Ser inteligente implica poner nuestras facultades y talentos al servicio de la vida; lo que importa de manera primaria y fundamental enrumbar nuestras energías intelectivas hacia una convivencia no conflictiva, donde las discrepancias individuales contribuyan a enriquecer al grupo, en donde quienes me rodean tengan la posibilidad de desarrollar a cabalidad sus potencialidades, donde la realización espiritual del otro sea condición sine qua non de mi propia plenitud espiritual, donde la confianza, el estímulo y la creatividad sean cotidiano sustento, donde el amor –no el gastado vocablo, no la fantasiosa aspiración- sino su manifestación concreta, tangible y permanente, sea más importante que la verdad a secas; o, si así nos place, que la única verdad definitiva y no sujeta a estéril controversia sea el solidario apego a la criatura humana y a la vida… Porque ¿de qué me sirve el brillante cerebro si con él, en vez de hacer más feliz y transparente la existencia de mis semejantes, añado más leña a la hoguera del rencor, la agresividad, la envidia, el celo y, para compendiar, el cúmulo de miseria y podredumbre que nos agobia?

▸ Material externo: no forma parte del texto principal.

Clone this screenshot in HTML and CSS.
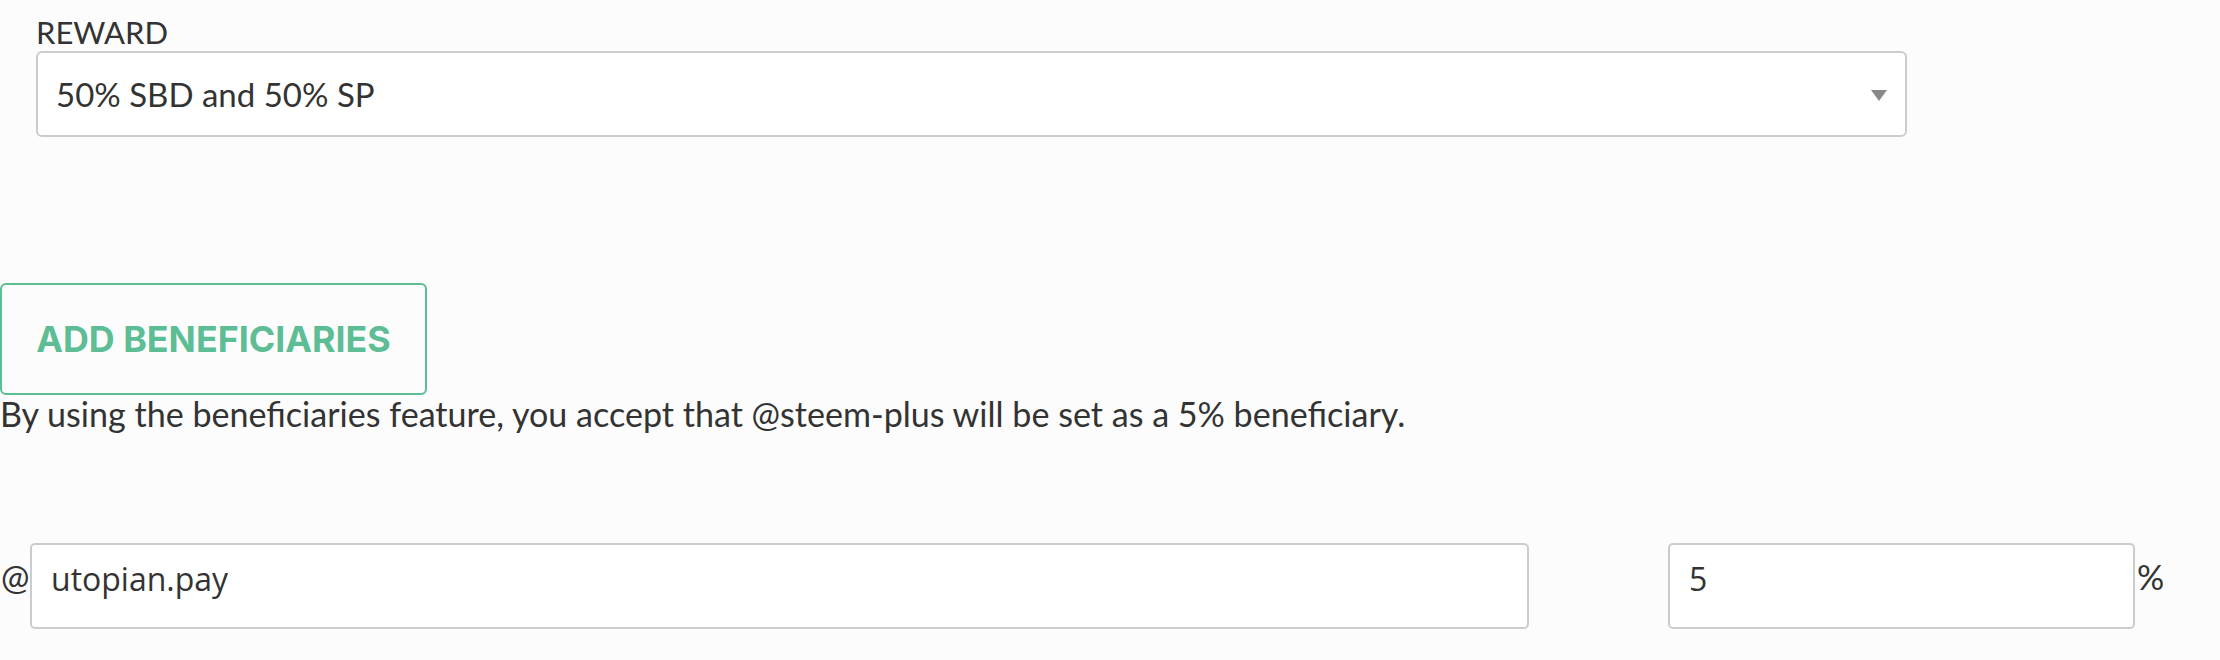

Quien sólo sabe pensar, por hermosas y excitantes que nos parezcan sus razones, piensa siempre para justificar su inacción. Cuando la argumentación lógica se coloca en el rostro la máscara de una sustitutiva explicación, se torna auto-complaciente, se transforma en racionalización inconsciente de la propia inaceptable actitud y, por ende, desfigura los hechos hasta hacerlos irreconocibles mediante el poder mistificador del lenguaje simbólico. Henos entonces no ante un hombre inteligente, sino ante un vulgar espécimen de intelectual.

Al intelectual se le reconoce a las primeras de cambio porque, de ordinario, no hay nadie en el mundo a quien admire él más que a sí mismo; detesta las actividades manuales y rehúye cualquier labor que imponga el menor esfuerzo físico; se le escapa la relación entre su corporalidad, su lenguaje gestual, su expresividad y su mente racional, y no cura en absoluto por adentrarse en sí mismo, por descubrir los mecanismos sutiles mediante los cuales, al igual que la marioneta, es manipulado en función de las metas deshumanizadoras de la sociedad en la que vive y a la que a menudo, no sin descaro y a la fresca, se permite censurar. El intelectual, en el fondo, no es más que un crítico impotente. Y cuanto más impotente se siente, más critica para que nada cambie… Por descontado, al incurrir en pareja conducta obtiene ciertas satisfacciones vicarias; consigue sentirse superior a los demás y despreciar a cuantos no rinden parias a su talento; le gratifican los elogios más o menos insinceros, más o menos interesados de quienes a su discurso se avecinan… Empero, al cabo y a la postre, no conseguirá otra cosa el intelectual de tal calaña que tejer puntada a puntada el paño de su propio descalabro. La potencia analítica, la capacidad para el pensamiento abstracto cuando huérfana de entrega, de asombro, del sentido exultante de una misión trascendente de alcance universal es como un afilado cuchillo que aprieto contra mi propia garganta.